The Coddington family in Warren was descended from Isaac who was born about
1720 in Woodbridge. He married Sarah Giddes and they had John, Benjamin,
Archibald, and Abby. John settled on a 122 acre farm on the corner of
Liberty Corner and Mt. Horeb Roads and left the property to his sons George
W. , Reuben, John, and Bartholemew when he died in 1844. Reuben it is said
built the present house in 1873 which is now owned by the Egans.
Next door to the farm owned by Lester and Lora Coddingtron lived Archibald
"Corrington" or Coddington, son of Isaac, who was born in 1756 and served as
a priivate in the militia. When he died his sons Ben and William stayed on
to farm the 100 acre property. The plce came to Lester and Lora from their
fathere John Wesley Coddington who bought it from his Uncle William A.
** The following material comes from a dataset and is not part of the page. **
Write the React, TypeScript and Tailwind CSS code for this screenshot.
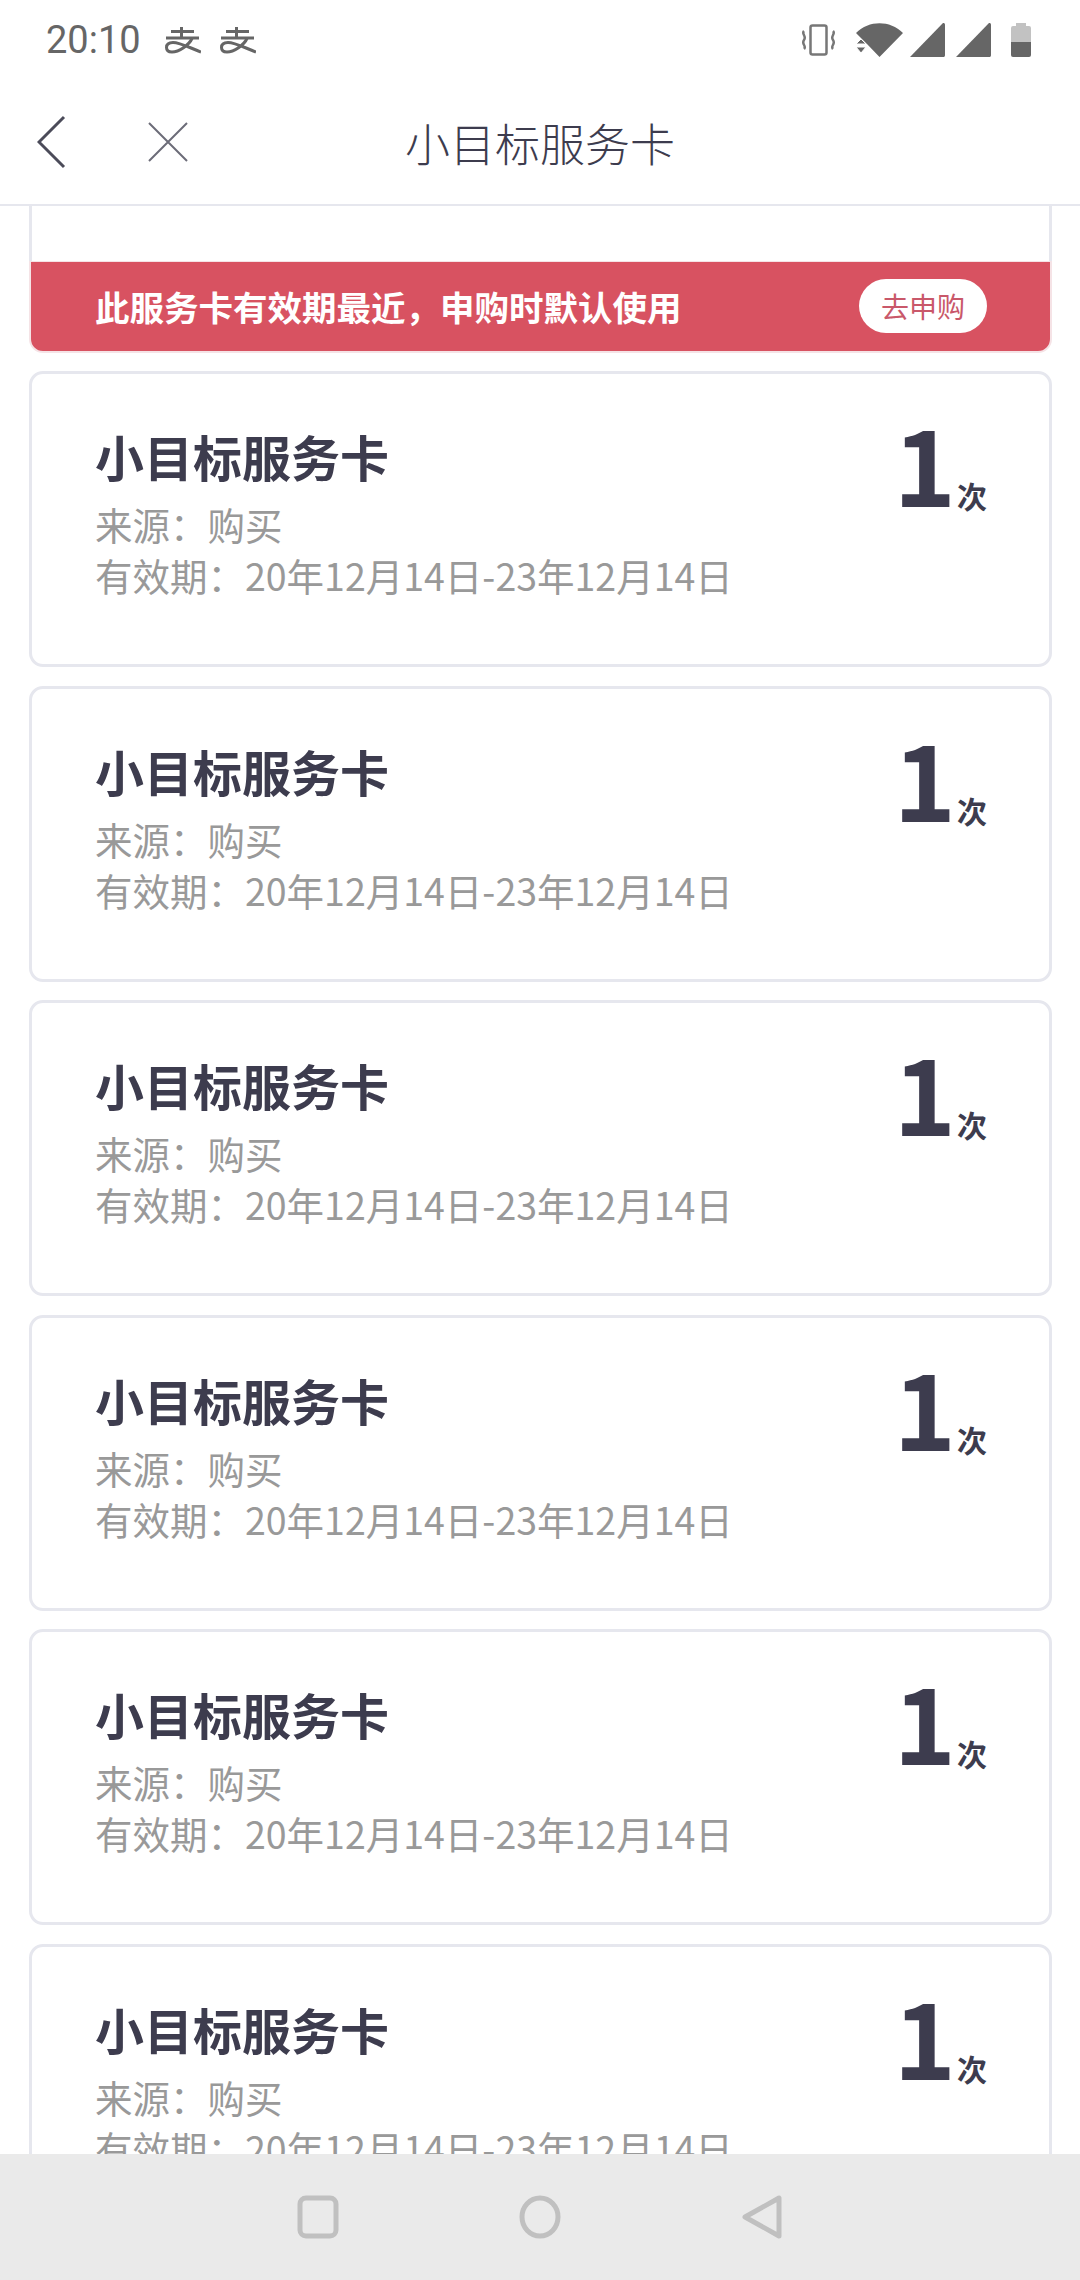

John Wesley's father was Isaiah Coddington (a son of Archibald) who acquired
patches of peoperty on both sides of Mt. Horeb Rd. and built the house
recently owned by John and Barbara Evans. The house is one room deep and
two
rooms wide and some of the beams appear to be from another structure: one is
even charred. Isaiah was a blacksmith and his brother Archibald, Jr.
learned
this trade from him before buyying the Green Valley Mill in 1861 in
Watchung.
Their brother David, born Nov 30, 1797at Mt. Horeb, was "converted while
praying alone in a barn" at age twenty and became an enthusiastic Methodist
and a licensed exhorter. The Methodists were an active group in the Mt.
Horeb
area and it is said the first class met in a house a mile southeast of
Martinsville as early as 1770. By 1820 services were being held in the
homes of John Smith, David Ruckman, Rachel Adams, and Benjamin Coddington.
That same year Rev. Bartholomew Weed organized a a class of eight persons
who
met in Ben Coddington's home 1 1/2 miles east of the present church.
Pg 29
Many of the houses in Dead River are still standing. ONe at 5 Mountainview
Lane, now owned by G.F. Kennedy, was owned in 1850 by John Moore who bought
his 56 acres from the estate of Ben Moore in 1843. Jacob Giddes bought the
farm in 1875 and more recently John Betzhold owned it.
(Ben Moore)....His 131 acre farm was sold in 1839 to William A. Coddington
for $2484, a handsome sum in those days. To his wife he willed "two cows
of
her choice, all the furniture she brought to me when we married and the use
of two east rooms of the house." The house is quite possibly the same one
today owned by the Langmacks. His farm was bought from Archibald Coddington
1862 by John Zeglio, later Zergabiles, and is today known as Hillcrest Horse
Farm.
Page 35
Another old school house is on Mountainview Road and is now the home of Miss
Eleanor Nissley. It was built on land acquired in 1874 from Jacob J Gides
and Jonathan Moore. The school was built near the site of an old stone
schoolhouse called the Back Road School which was built on ta small tract of
land given by Isaac B. Moore in 1840. Around 1910 the pupils oaf Dead River
School decided to call it by a more chreerful name and chose the name
Mountainview School.
About this time the teacher was Miss Imogene Coddington who lived with her
two sisters in a house on the corner of Roundtop and Mountainview Roads, now
owned by the Wallaces. Students at the school used to walk down to the
Coddington's well to fetch their water.
Would be grateful for info on Isaiah Coddington b1781 and married 1831 to
Charity Smith Bird b1809 Mt. Horeb, Warren, Somerset, NJ. A couple problems
with Charity:
1) was she a originally SMITH or BIRD? The wording "Charity Smith
Bird" would indicate a maiden name of Smith. But several sources give her
ancestry as Charity Bird<John Bird & Charity Coon b1788 Piscataway, NJ.
2) if Charity Coon was her mother, then there is disagreement the
parents of Charity Coon:
Azaraiah Coon b1750 & Catherine Van Tuyl
Benjamin Coon & Catherine Van Tuyl
Israel Coon & Catherine Van Tuyl
Isaiah Coddington & Charity Smith Bird had a son, Manning Force Coddington
b1838 Mt Horeb, NJ who married Sarah*Frances "Fannie" Smith b1846. They
married 20 February 1867 Mt Horeb. I can't find any info about Sarah's
parents. All suggestions gratefully accepted. Thanks.